Intel is providing a sneak peek (in rendered form) of its upcoming Lakefield processor family, which is based off its new Foveros three-dimensional stacked packaging technology that it detailed during its Architecture Day in Los Altos last December. While fine grain details are still under lock and key, a short video clip gives us a broad overview of the composition of Lakefield.
Lakefield represents a move away from traditional chip packaging. Instead of a single die placed into slice of silicon, Foveros is a hybrid CPU architecture that enables combining different pieces of IP into a single package. That includes bits and pieces that might have otherwise have been discrete. By going with this 3D stacked approach, Intel enables the creation of smaller, more compact systems.

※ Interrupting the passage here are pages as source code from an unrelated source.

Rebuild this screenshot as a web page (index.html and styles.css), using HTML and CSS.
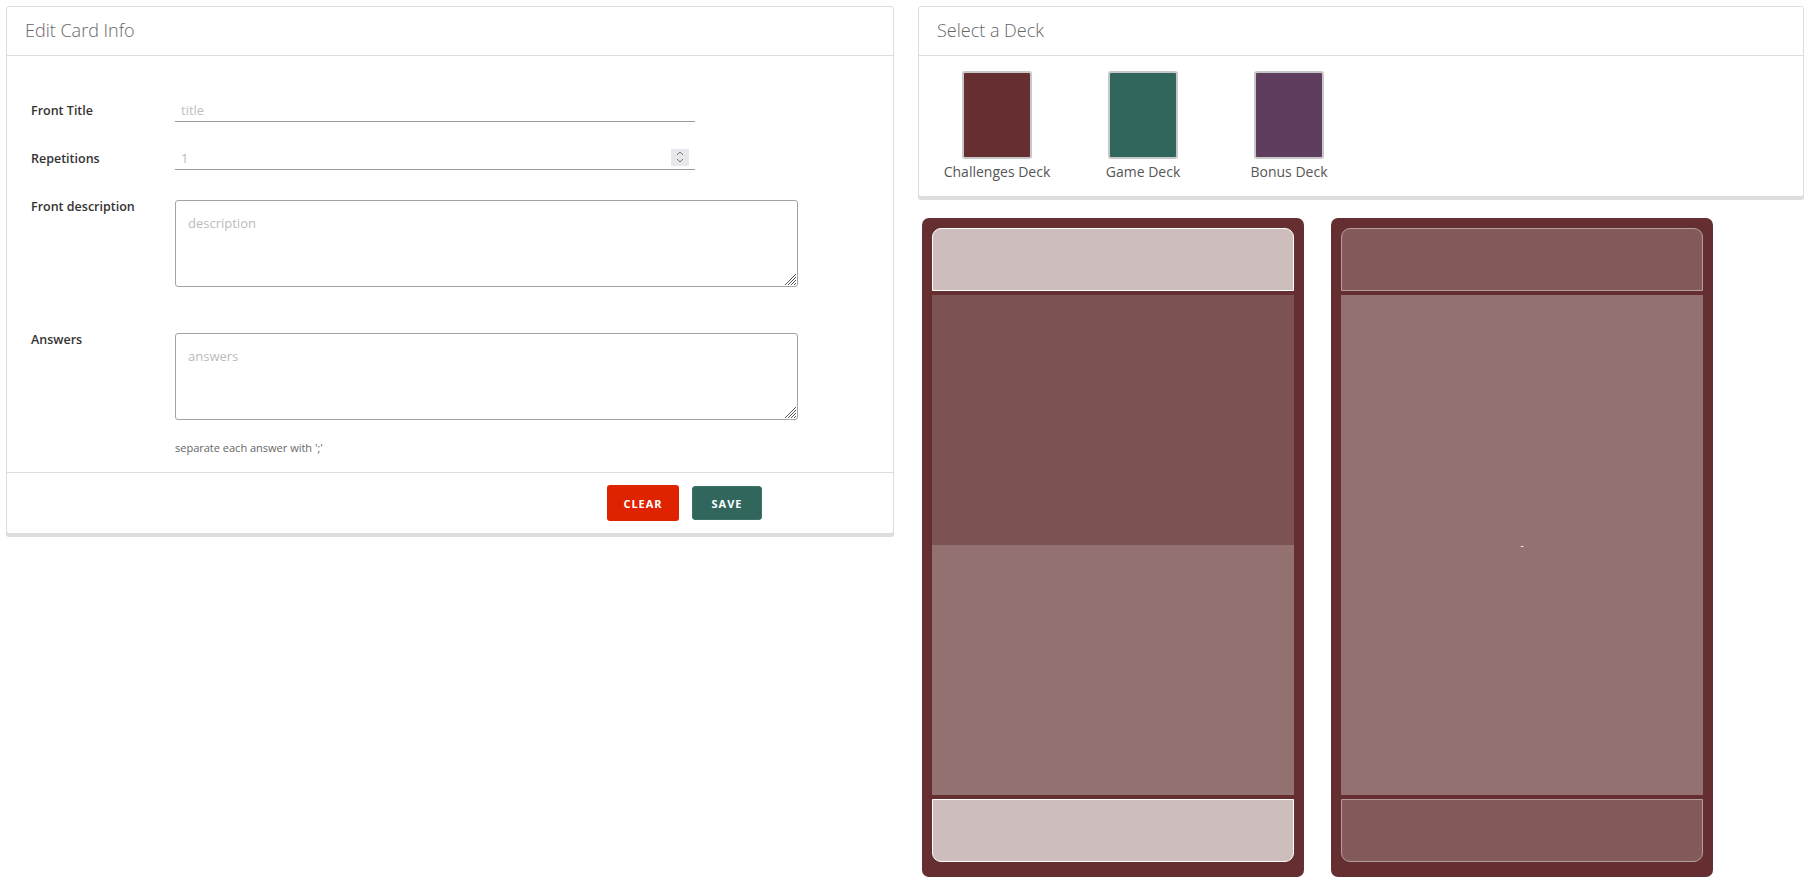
FILE: index.html
```html
<!DOCTYPE html>
<html lang="en">
<head>
<meta charset="utf-8">
<title>Edit Card</title>
<link rel="stylesheet" href="styles.css">
</head>
<body>
<div class="layout">
  <section class="panel edit-panel">
    <header class="panel-header">Edit Card Info</header>
    <div class="panel-block form">
      <div class="row row-first">
        <label class="lbl">Front Title</label>
        <div class="field"><input class="line-input" type="text" placeholder="title"></div>
      </div>
      <div class="row row-second">
        <label class="lbl">Repetitions</label>
        <div class="field">
          <div class="line-input num"><span class="num-val">1</span>
            <span class="spin"><svg width="10" height="14" viewBox="0 0 10 14"><path d="M2 5 L5 2 L8 5" fill="none" stroke="#777" stroke-width="1"/><path d="M2 9 L5 12 L8 9" fill="none" stroke="#777" stroke-width="1"/></svg></span>
          </div>
        </div>
      </div>
      <div class="row row-area">
        <label class="lbl lbl-top">Front description</label>
        <div class="field"><div class="area"><span class="ph">description</span>
          <svg class="grip" width="14" height="14" viewBox="0 0 14 14"><path d="M13 2 L2 13 M13 5 L5 13 M13 8 L8 13 M13 11 L11 13" stroke="#555" stroke-width="1" fill="none"/></svg>
        </div></div>
      </div>
      <div class="row row-area2">
        <label class="lbl lbl-top">Answers</label>
        <div class="field"><div class="area"><span class="ph">answers</span>
          <svg class="grip" width="14" height="14" viewBox="0 0 14 14"><path d="M13 2 L2 13 M13 5 L5 13 M13 8 L8 13 M13 11 L11 13" stroke="#555" stroke-width="1" fill="none"/></svg>
        </div></div>
      </div>
      <p class="hint">separate each answer with ';'</p>
    </div>
    <footer class="panel-footer">
      <button class="btn btn-danger">CLEAR</button>
      <button class="btn btn-save">SAVE</button>
    </footer>
  </section>

  <div class="right-col">
    <section class="panel deck-panel">
      <header class="panel-header">Select a Deck</header>
      <div class="panel-block decks">
        <div class="deck"><div class="swatch sw-red"></div><span class="deck-name">Challenges Deck</span></div>
        <div class="deck"><div class="swatch sw-green"></div><span class="deck-name">Game Deck</span></div>
        <div class="deck"><div class="swatch sw-purple"></div><span class="deck-name">Bonus Deck</span></div>
      </div>
    </section>

    <div class="cards">
      <div class="game-card front">
        <div class="gc-head"></div>
        <div class="gc-body">
          <div class="gc-dark"></div>
          <div class="gc-light"></div>
        </div>
        <div class="gc-foot"></div>
      </div>
      <div class="game-card back">
        <div class="gc-head"></div>
        <div class="gc-body single"><span class="dash">-</span></div>
        <div class="gc-foot"></div>
      </div>
    </div>
  </div>
</div>
</body>
</html>
```
FILE: styles.css
```css
* { box-sizing: border-box; }
html, body { margin: 0; padding: 0; background: #fff; }
body {
  font-family: "Open Sans", "Liberation Sans", sans-serif;
  color: #565656;
  padding: 6px;
}
.layout {
  display: grid;
  grid-template-columns: 888px 886px;
  column-gap: 24px;
  align-items: start;
}
.panel {
  border: 1px solid #ddd;
  border-radius: 3px;
  box-shadow: 0 3px 0 0 #ddd;
  background: #fff;
}
.panel-header {
  height: 49px;
  line-height: 46px;
  padding-left: 18px;
  font-size: 18px;
  font-weight: 300;
  color: #666;
  border-bottom: 1px solid #ddd;
}
.form {
  padding: 42px 24px 17px 24px;
}
.row { display: flex; align-items: flex-start; }
.lbl {
  width: 144px;
  height: 24px;
  flex: none;
  font-size: 12.5px;
  font-weight: 600;
  color: #333;
  line-height: 23px;
  padding-top: 1px;
}
.lbl-top { line-height: 14px; height: auto; padding-top: 0; }
.row-second { margin-top: 24px; }
.row-area { margin-top: 30px; }
.row-area2 { margin-top: 46px; }
.line-input {
  display: block;
  width: 520px;
  height: 24px;
  border: 0;
  border-bottom: 1px solid #9a9a9a;
  padding: 0 6px;
  font-family: inherit;
  font-size: 13px;
  color: #bbb;
  outline: none;
  background: transparent;
}
.line-input::placeholder { color: #c0c0c0; }
.num {
  display: flex;
  align-items: center;
  justify-content: space-between;
  padding-right: 6px;
}
.num-val { color: #bbb; font-size: 13px; }
.spin {
  width: 18px;
  height: 17px;
  background: #e8e8ec;
  display: flex;
  align-items: center;
  justify-content: center;
  margin-top: -1px;
}
.area {
  position: relative;
  width: 623px;
  height: 87px;
  border: 1px solid #a3a3a3;
  border-radius: 3px;
  padding: 10px 12px;
}
.ph { font-size: 13px; color: #bbb; line-height: 16px; }
.grip {
  position: absolute;
  right: 0;
  bottom: 0;
  display: block;
}
.hint {
  margin: 21px 0 0 144px;
  font-size: 11px;
  line-height: 14px;
  color: #666;
}
.panel-footer {
  border-top: 1px solid #ddd;
  height: 61px;
  display: flex;
  justify-content: flex-end;
  align-items: flex-start;
  padding: 12px 131px 0 0;
  gap: 13px;
}
.btn {
  height: 36px;
  border-radius: 3px;
  border: 0;
  color: #fff;
  font-family: inherit;
  font-size: 11px;
  font-weight: 700;
  letter-spacing: 1px;
  padding: 0;
  cursor: pointer;
}
.btn-danger { width: 72px; background: #df2300; }
.btn-save { width: 70px; height: 34px; margin-top: 1px; background: #30665c; border: 1px solid #3e7368; }

.decks {
  display: flex;
  gap: 26px;
  padding: 15px 0 16px 18px;
}
.deck {
  width: 120px;
  display: flex;
  flex-direction: column;
  align-items: center;
}
.swatch {
  width: 70px;
  height: 88px;
  border: 2px solid #c8c8c8;
  border-radius: 3px;
}
.sw-red { background: #652e30; }
.sw-green { background: #30665c; }
.sw-purple { background: #5f3d5f; }
.deck-name {
  margin-top: 5px;
  font-size: 14px;
  line-height: 16px;
  color: #565656;
  white-space: nowrap;
}

.cards {
  display: flex;
  gap: 27px;
  margin: 21px 0 0 4px;
}
.game-card {
  width: 382px;
  height: 659px;
  background: #652e30;
  border-radius: 7px;
  padding: 10px 10px 15px 10px;
  display: flex;
  flex-direction: column;
  gap: 4px;
}
.gc-head, .gc-foot {
  height: 63px;
  flex: none;
}
.gc-head { border-radius: 9px 9px 0 0; }
.gc-foot { border-radius: 0 0 9px 9px; }
.front .gc-head, .front .gc-foot { background: #cdbdbd; border: 1px solid #fff; }
.back .gc-head, .back .gc-foot { background: #835a5a; border: 1px solid #b59d9d; }
.gc-body {
  flex: 1;
  display: flex;
  flex-direction: column;
}
.gc-dark { flex: 1; background: #7d5253; }
.gc-light { flex: 1; background: #927170; }
.gc-body.single {
  background: #927170;
  align-items: center;
  justify-content: center;
}
.dash { color: #fff; font-size: 10px; line-height: 10px; }
```
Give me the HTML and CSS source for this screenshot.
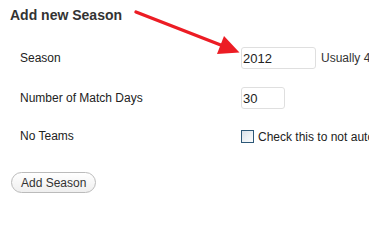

"The result is a product that is optimized for power efficiency, immersive graphics, I/O, and memory all in this tiny SoC, which is approximately 12mm-squared. We then pair this hybrid CPU architecture approach with an innovative 3D packaging technique we call Foveros that allows us to actually stack various pieces of IP together in three dimensions rather than two," Intel explains.
As it pertains to the Lakefield part Intel is showing off, the hybrid CPU consists of a single high-performance 10-nanomter Sunny Cove core with four 10nm-based smaller cores.
The combination of a high-performance Sunny Cove core with four small cores is reminiscent of ARM's big.LITTLE approach. In this case, the Lakefield chip features 1.5MB of L2 cache and 4MB of last-level cache (LLC), Intel Graphics Gen11, LP-DD4 memory, a Gen 11.5 display processorj, an imaging processor, a Camera Serial Interface, and a few other components, as shown in the image above.
By packing all of these pieces into a hybrid CPU design, Intel gives OEMs a smaller solution to build around. It's possible, for example, to squeeze this Lakefield part into a motherboard that measures a scant 125mm x 30mm, which is about the length of a pen and not a whole lot wider.
Intel says Lakefield will be in production this year. Our guess is that it will ship up around the holidays, as that is when Intel is planning to finally ship Cannon Lake in volume as well (which is not built on a 3D package).